Person Biography:
Jennifer Holt was born Elizabeth Randolph Holt, the daughter of film star Jack Holt and Margaret Wood Holt. She had an older half-sister, Imogene, and a brother, Charles John Holt III, nicknamed Tim Holt. Jennifer would later change her name for professional reasons.
She was the granddaughter of industrialist Henry Morton Stanley Wood, who emigrated from England, and her paternal grandmother was the great-granddaughter of John Marshall, Chief Justice of the U.S. Supreme Court. Her grandfather, the first John Charles Holt, was an Episcopal minister.
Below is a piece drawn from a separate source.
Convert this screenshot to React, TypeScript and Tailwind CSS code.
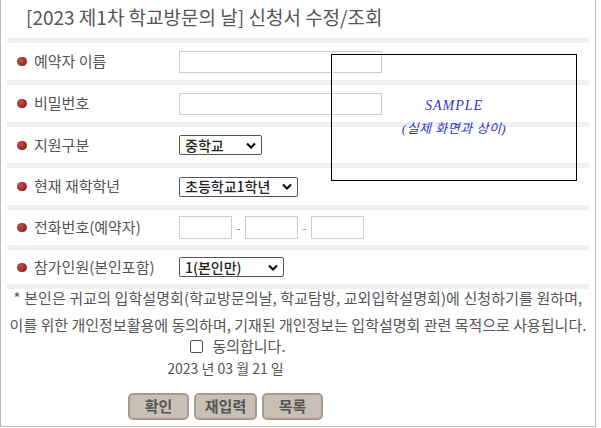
import React from 'react';

const font = { fontFamily: '"Noto Sans CJK KR", "Noto Sans", sans-serif' };

function Bullet() {
  return (
    <span className="inline-block w-[10px] h-[9px] rounded-full bg-[radial-gradient(circle_at_35%_35%,#c0504d,#7a1414)] mr-[7px]" />
  );
}

function Band() {
  return <div className="h-[5px] mx-[6px] bg-[#f0f0f0]" />;
}

function Row({ label, h, children }: { label: string; h: string; children?: React.ReactNode }) {
  return (
    <div className={`flex items-center ${h}`}>
      <div className="w-[178px] pl-[16px] flex items-center text-[15px] text-[#555]">
        <Bullet />
        <span>{label}</span>
      </div>
      <div className="flex items-center">{children}</div>
    </div>
  );
}

function Select({ w, value }: { w: string; value: string }) {
  return (
    <div className={`${w} h-[20px] border border-[#555] rounded-[2px] flex items-center justify-between pl-[5px] pr-[5px] text-[14px] font-medium text-[#222] bg-white`}>
      <span>{value}</span>
      <svg width="10" height="7" viewBox="0 0 10 7"><path d="M1 1.5 L5 5.5 L9 1.5" stroke="#111" strokeWidth="2.2" fill="none" /></svg>
    </div>
  );
}

export default function App() {
  return (
    <div className="w-[601px] h-[428px] bg-white" style={font}>
      <div className="relative w-[596px] h-[427px] border-l border-r border-b border-[#bbb]">
        <div className="h-[38px] pl-[25px] pb-[3px] flex items-center text-[19px] text-[#555]">
          [2023 제1차 학교방문의 날] 신청서 수정/조회
        </div>
        <Band />
        <Row label="예약자 이름" h="h-[37px]">
          <div className="w-[203px] h-[22px] border border-[#ccc]" />
        </Row>
        <Band />
        <Row label="비밀번호" h="h-[37px]">
          <div className="w-[203px] h-[22px] border border-[#ccc]" />
        </Row>
        <Band />
        <Row label="지원구분" h="h-[36px]">
          <Select w="w-[83px]" value="중학교" />
        </Row>
        <Band />
        <Row label="현재 재학학년" h="h-[37px]">
          <Select w="w-[119px]" value="초등학교1학년" />
        </Row>
        <Band />
        <Row label="전화번호(예약자)" h="h-[35px]">
          <div className="w-[53px] h-[23px] border border-[#ccc]" />
          <span className="w-[13px] text-center text-[#888] text-[12px]">-</span>
          <div className="w-[53px] h-[23px] border border-[#ccc]" />
          <span className="w-[13px] text-center text-[#888] text-[12px]">-</span>
          <div className="w-[53px] h-[23px] border border-[#ccc]" />
        </Row>
        <Band />
        <Row label="참가인원(본인포함)" h="h-[34px]">
          <Select w="w-[105px]" value="1(본인만)" />
        </Row>
        <Band />
        <div className="text-center text-[15px] text-[#555] leading-[20px]">
          <div className="mt-[-1px] tracking-[0.1px]">* 본인은 귀교의 입학설명회(학교방문의날, 학교탐방, 교외입학설명회)에 신청하기를 원하며,</div>
          <div className="mt-[7px]">이를 위한 개인정보활용에 동의하며, 기재된 개인정보는 입학설명회 관련 목적으로 사용됩니다.</div>
        </div>
        <div className="flex items-center justify-center gap-[9px] text-[15px] text-[#555] h-[20px] mt-[1px] pr-[120px]">
          <span className="w-[13px] h-[13px] border border-[#555] rounded-[2px]" />
          <span>동의합니다.</span>
        </div>
        <div className="text-center text-[14px] text-[#555] h-[20px] leading-[20px] mt-[2px] pr-[145px]">
          2023 년 03 월 21 일
        </div>
        <div className="flex justify-center gap-[5px] mt-[15px] pr-[145px]">
          {['확인', '재입력', '목록'].map((t, i) => (
            <button
              key={t}
              className={`${i === 1 ? 'w-[63px]' : 'w-[61px]'} h-[27px] rounded-[5px] border-2 border-[#a69b8e] bg-[#c9c0b5] text-[15px] font-bold text-[#555]`}
            >
              {t}
            </button>
          ))}
        </div>
        <div className="absolute left-[330px] top-[54px] w-[246px] h-[127px] border border-black flex flex-col items-center justify-center text-[#2a37c8] italic text-[13px]" style={{ fontFamily: '"Liberation Serif", "Noto Sans CJK KR", serif' }}>
          <div className="mt-[-2px] text-[14px] tracking-[1px]">SAMPLE</div>
          <div className="mt-[3px] tracking-[0.5px]">(실제 화면과 상이)</div>
        </div>
      </div>
    </div>
  );
}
Jennifer's family lived in Beverly Hills, California, and had a ranch in Fresno. When she was seven years old, she went to Belgium with her governess, where she spent two and a half years. After returning to California, her parents separated, and she joined her mother and Imogene in Scarsdale, New York, before moving to Santiago, Chile.
Jennifer attended The Bishop School in La Jolla and later studied acting with Russian actress and teacher Maria Ouspenskaya. She also studied music and wanted to be a singer. She performed at the Peterborough Players in New Hampshire for a year, appearing in productions of "The Babbitt", "The Far Off Hills", and "Our Town", supervised by playwright Thornton Wilder.
Finding few opportunities on Broadway, Jennifer returned to Hollywood and met Jerry Colonna's agent, Bruce Geer, who negotiated a deal with producer Harry Sherman for a part in the Hopalong Cassidy film "Stick to Your Guns" (1941). She was billed as "Jacqueline Holt" and signed a six-year contract with Universal Pictures using the professional name "Jennifer Holt".
In her film career, Jennifer starred with William Boyd, Russell Hayden, Rod Cameron, Johnny Mack Brown, Tex Ritter, Eddie Dean, and Lash La Rue. In her later years, she attended events like the Raleigh Western Film Fair (1989) and the Sierra Film Festival in Lone Pine, California (1992).
Jennifer Holt died at the age of 77 during a visit to Dorset, England, UK.